The Peter L. Slavin, MD Academy for Applied Learning in Health Care will serve as the institutional hub for this ambitious effort. This new center — named in recognition of the former hospital president and his longtime commitment to education in the service of all hospital missions — will support and develop education-based faculty; foster educational innovation; explore and expand opportunities to introduce new practices and technologies; inspire and expand scholarship in the science of learning; and transform the landscape of interprofessional and system-wide medical education everywhere.
“The Slavin Academy is designed to raise the bar for lifelong training and education for caregivers to be a sought-after, inclusive, accessible and affirming element of their ever-evolving, lifesaving work, an educational experience that helps improve their patients’ satisfaction and outcomes in parallel,” said Bob Carter, MD, PhD, chief of Neurosurgery at MGH and chair of the Executive Committee on Teaching and Education — the hospital’s central planning and policy-making body for education.
The second initiative, the Lunder Learning Hospital, will be a “training ground” for students, trainees, and staff across the institution. Designed to look, feel, and function like a hospital in microcosm, with its own outpatient clinic, emergency department, operating room and specialty units, the Learning Hospital will be “staffed” by MGH teams on a rotating basis. Providers will train on life-like simulators and instructional models, and with actors portraying patients. The Lunder Learning Hospital will also incorporate emerging technologies, such as virtual reality, to prepare care providers for a vast range of scenarios.

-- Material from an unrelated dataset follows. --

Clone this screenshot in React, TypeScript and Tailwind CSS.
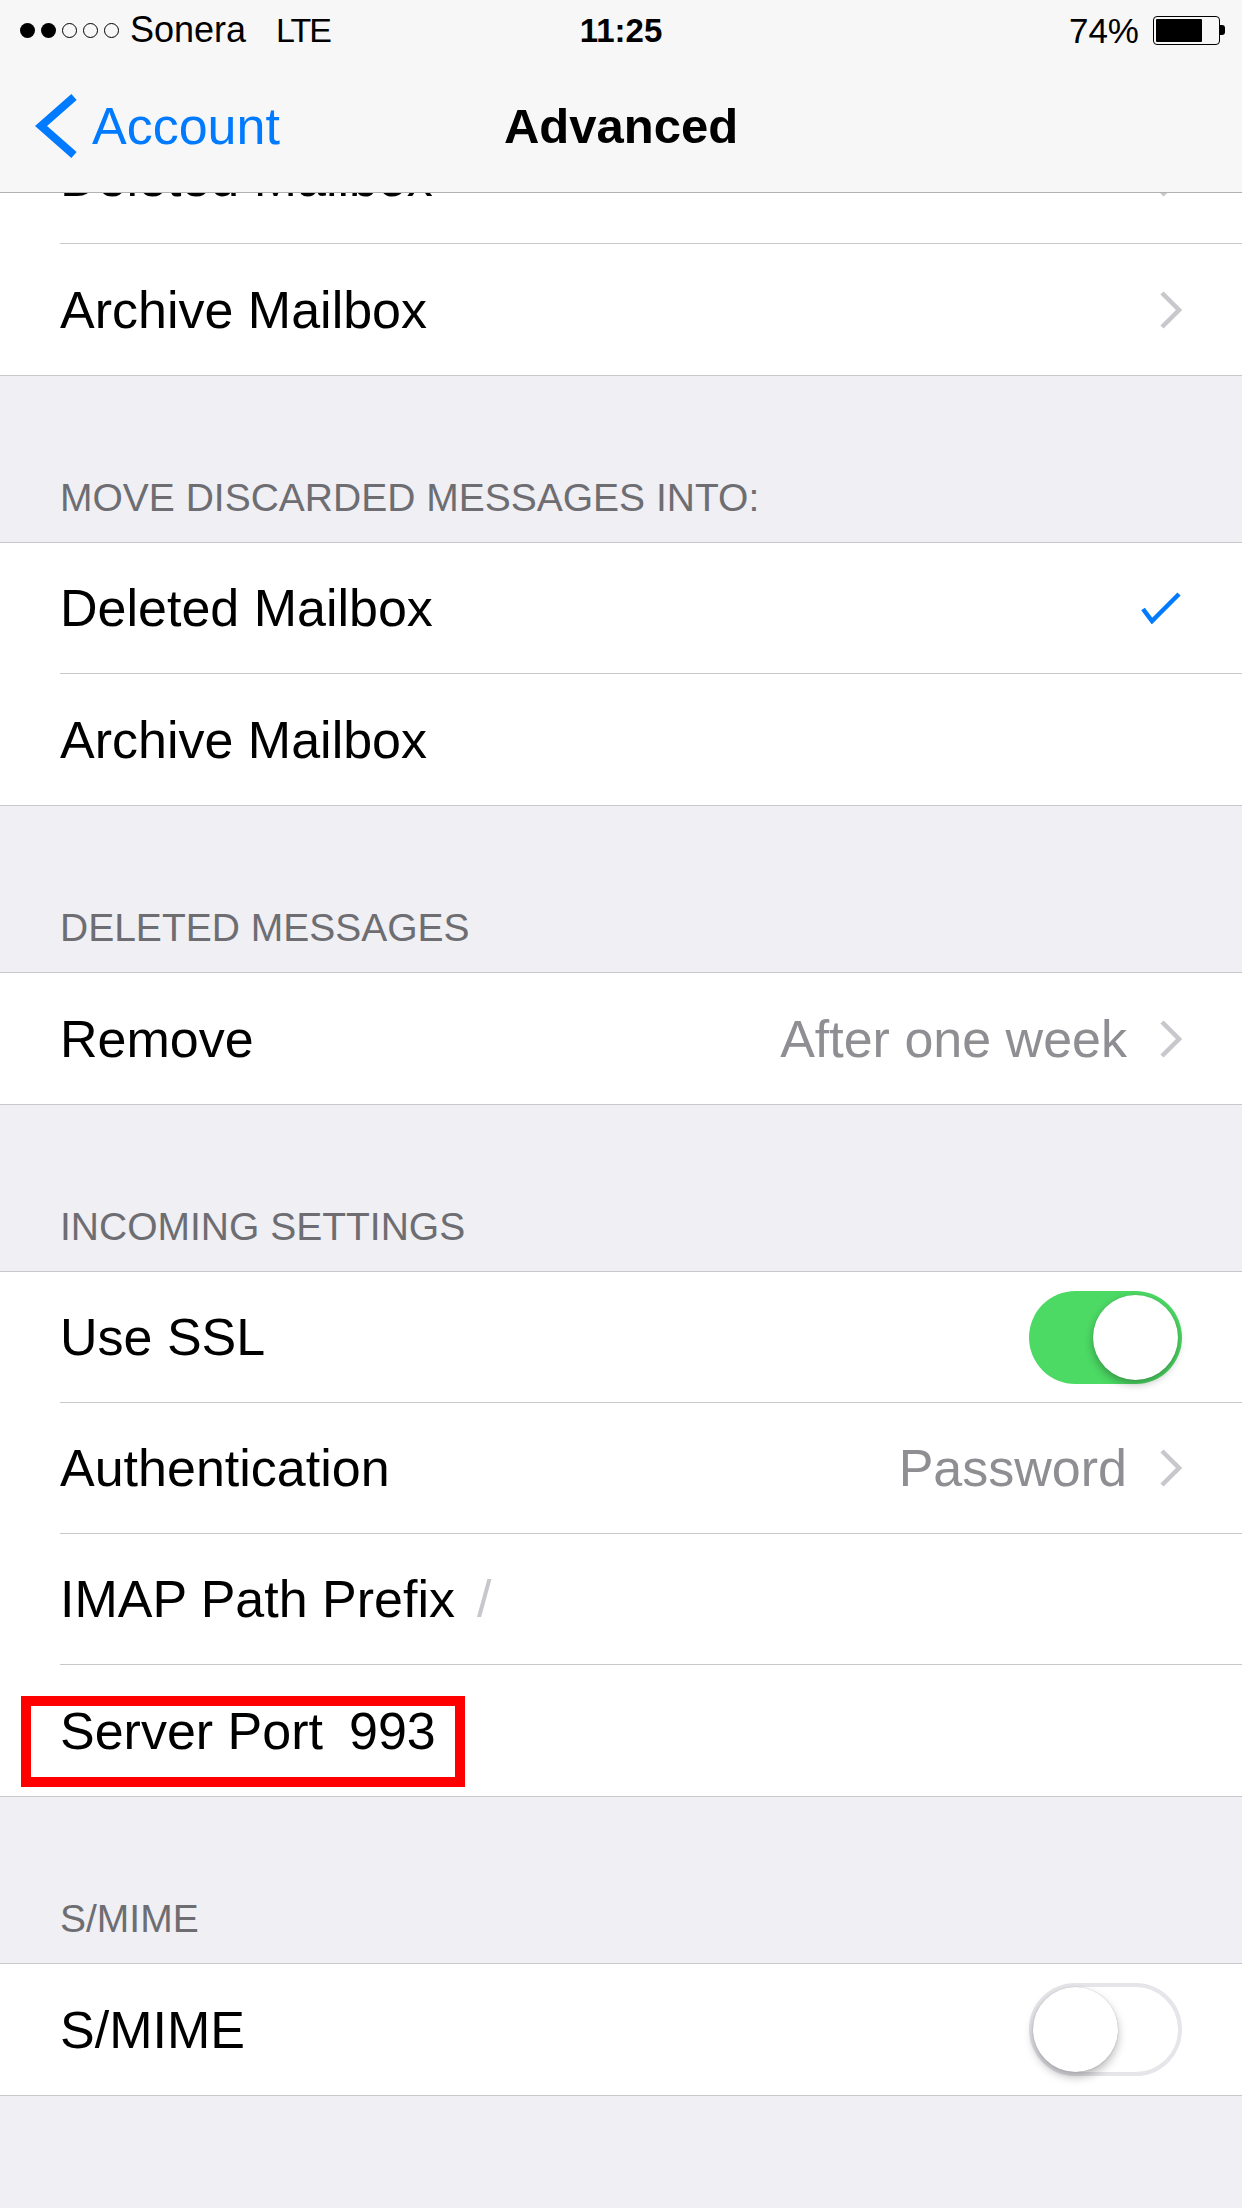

“Looking ahead, it will be those health care systems that prioritize workforce education that will provide better care,” said Gordon. “The Lunder Foundation’s generosity will create a workforce-based educational enterprise that will elevate Mass General toward a level of consistent high performance previously unseen in the health care industry, ensuring that advances in medical science and clinical care are translated to every patient, every time.”

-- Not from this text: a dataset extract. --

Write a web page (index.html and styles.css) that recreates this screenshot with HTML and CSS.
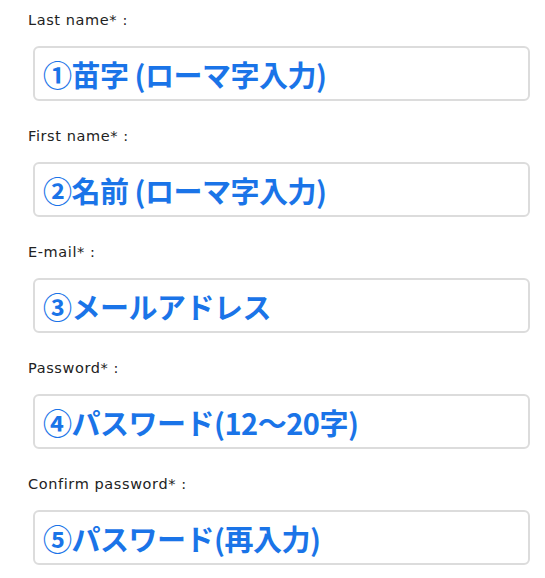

Although the funds are fully allocated to the three central initiatives, the Lunder Foundation has challenged MGH to match the gift to further sustain education efforts at the hospital. Gifts made to departments and programs across the institution, such as endowed chairs of education and endowed fellowships, as well as gifts to the Slavin Academy, will count toward the match.

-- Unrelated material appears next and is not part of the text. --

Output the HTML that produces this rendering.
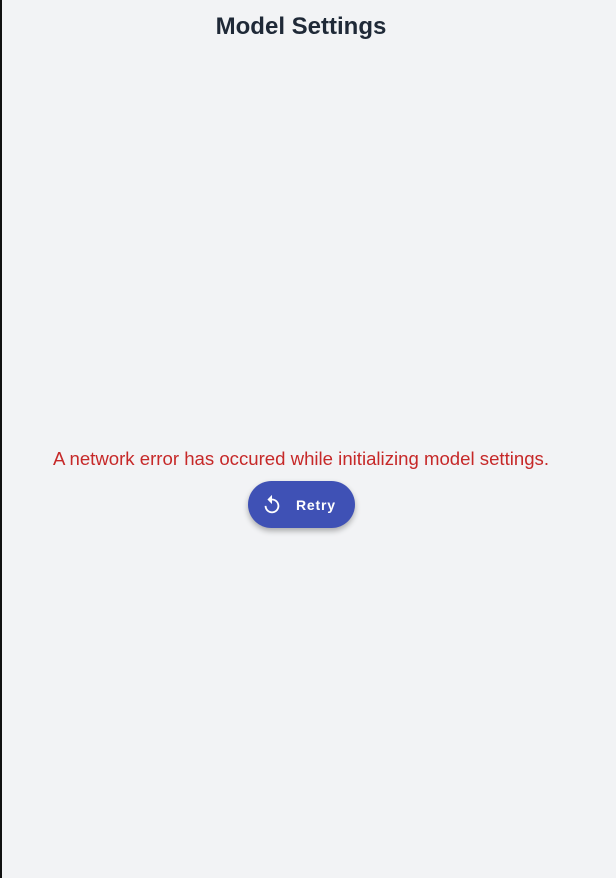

“At Mass General, we don’t aspire to just be on par with our peer institutions — we aspire to be able to teach the world how to transform the patient care experience,” said Ann Prestipino, senior vice president at MGH and the Massachusetts General Physicians Organization. “The Lunder Foundation’s visionary gift will make it possible for us to introduce a new model for education that we believe will resonate for decades to come with health care institutions — and, most important, the patients who count on them for exceptional care.”